§ What needs to be done: Identify all lines of the data containing the string "Tailwind" and copy them.

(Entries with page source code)
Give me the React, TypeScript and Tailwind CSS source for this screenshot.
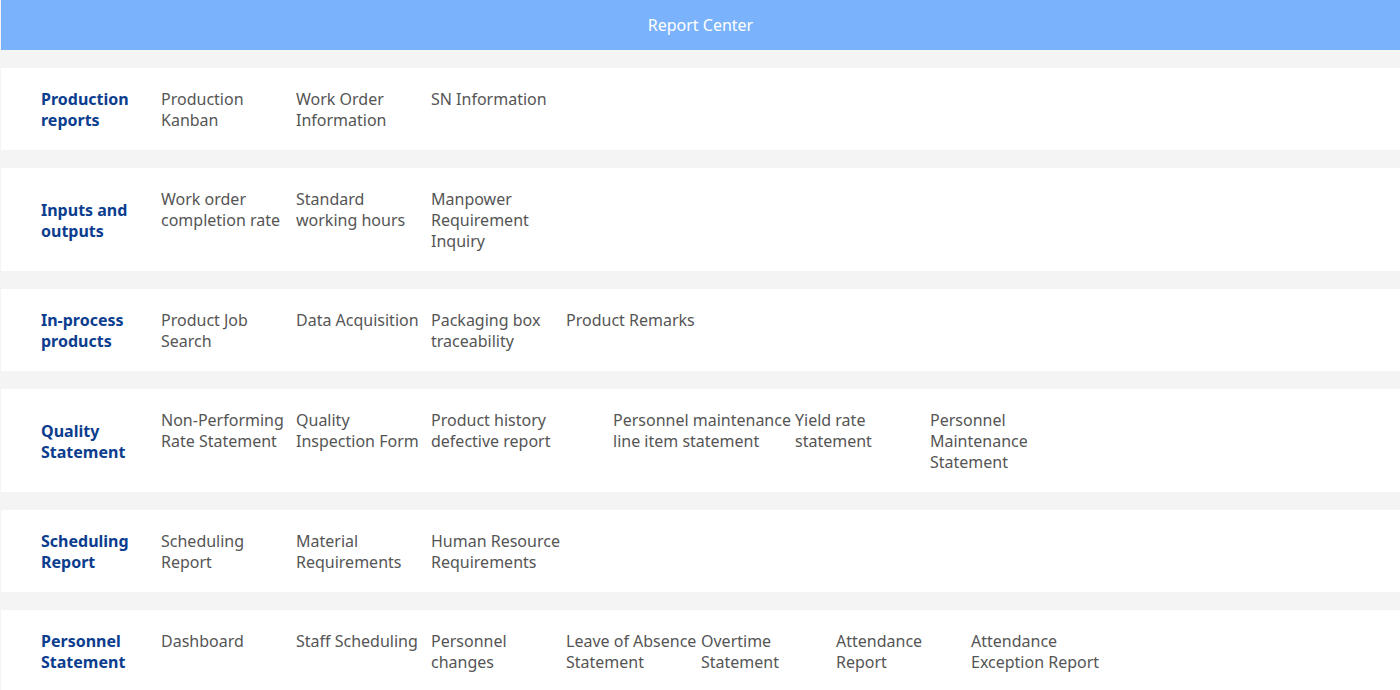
const groups: { title: string[]; items: { lines: string[]; w?: string }[] }[] = [
  {
    title: ['Production', 'reports'],
    items: [
      { lines: ['Production', 'Kanban'] },
      { lines: ['Work Order', 'Information'] },
      { lines: ['SN Information'] },
    ],
  },
  {
    title: ['Inputs and', 'outputs'],
    items: [
      { lines: ['Work order', 'completion rate'] },
      { lines: ['Standard', 'working hours'] },
      { lines: ['Manpower', 'Requirement', 'Inquiry'] },
    ],
  },
  {
    title: ['In-process', 'products'],
    items: [
      { lines: ['Product Job', 'Search'] },
      { lines: ['Data Acquisition'] },
      { lines: ['Packaging box', 'traceability'] },
      { lines: ['Product Remarks'] },
    ],
  },
  {
    title: ['Quality', 'Statement'],
    items: [
      { lines: ['Non-Performing', 'Rate Statement'] },
      { lines: ['Quality', 'Inspection Form'] },
      { lines: ['Product history', 'defective report'], w: 'w-[182px]' },
      { lines: ['Personnel maintenance', 'line item statement'], w: 'w-[182px]' },
      { lines: ['Yield rate', 'statement'] },
      { lines: ['Personnel', 'Maintenance', 'Statement'] },
    ],
  },
  {
    title: ['Scheduling', 'Report'],
    items: [
      { lines: ['Scheduling', 'Report'] },
      { lines: ['Material', 'Requirements'] },
      { lines: ['Human Resource', 'Requirements'] },
    ],
  },
  {
    title: ['Personnel', 'Statement'],
    items: [
      { lines: ['Dashboard'] },
      { lines: ['Staff Scheduling'] },
      { lines: ['Personnel', 'changes'] },
      { lines: ['Leave of Absence', 'Statement'] },
      { lines: ['Overtime', 'Statement'] },
      { lines: ['Attendance', 'Report'] },
      { lines: ['Attendance', 'Exception Report'] },
    ],
  },
];

export default function App() {
  return (
    <div
      className="min-h-[690px] bg-[#f4f4f4] pl-px text-[16px] leading-[21px]"
      style={{ fontFamily: '"Noto Sans", "Open Sans", sans-serif' }}
    >
      <div className="flex h-[50px] items-center justify-center bg-[#7ab3fb] text-white">
        Report Center
      </div>
      <div className="flex flex-col gap-[18px] pt-[18px]">
        {groups.map((g) => (
          <div key={g.title.join(' ')} className="flex bg-white pt-[21px] pb-[19px] pl-10">
            <div className="flex w-[120px] shrink-0 flex-col justify-center font-bold text-[#0c3d8e]">
              {g.title.map((t) => (
                <span key={t} className="whitespace-nowrap">{t}</span>
              ))}
            </div>
            {g.items.map((it) => (
              <div
                key={it.lines.join(' ')}
                className={`${it.w ?? 'w-[135px]'} flex shrink-0 cursor-pointer flex-col text-[#555555] hover:text-[#409eff]`}
              >
                {it.lines.map((l) => (
                  <span key={l} className="whitespace-nowrap">{l}</span>
                ))}
              </div>
            ))}
          </div>
        ))}
      </div>
    </div>
  );
}
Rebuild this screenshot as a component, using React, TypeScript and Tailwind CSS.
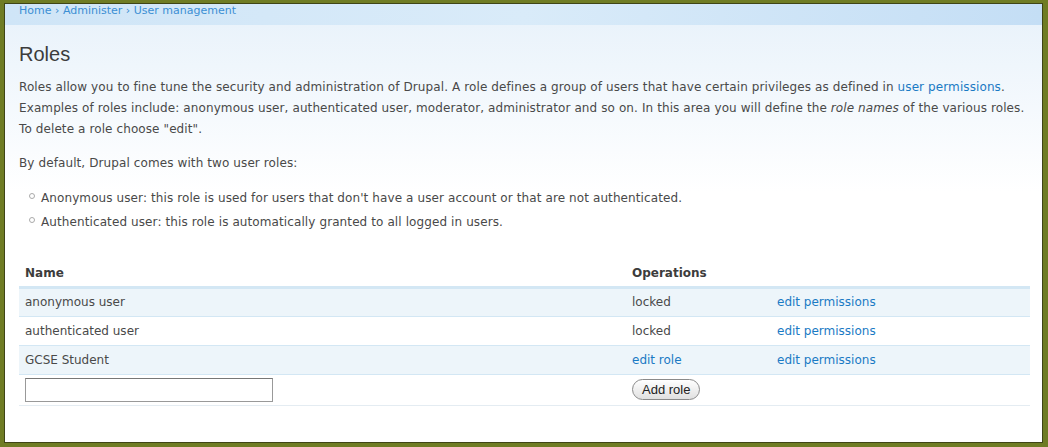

§ Response to this exercise:
Give me the React, TypeScript and Tailwind CSS source for this screenshot.
Rebuild this screenshot as a component, using React, TypeScript and Tailwind CSS.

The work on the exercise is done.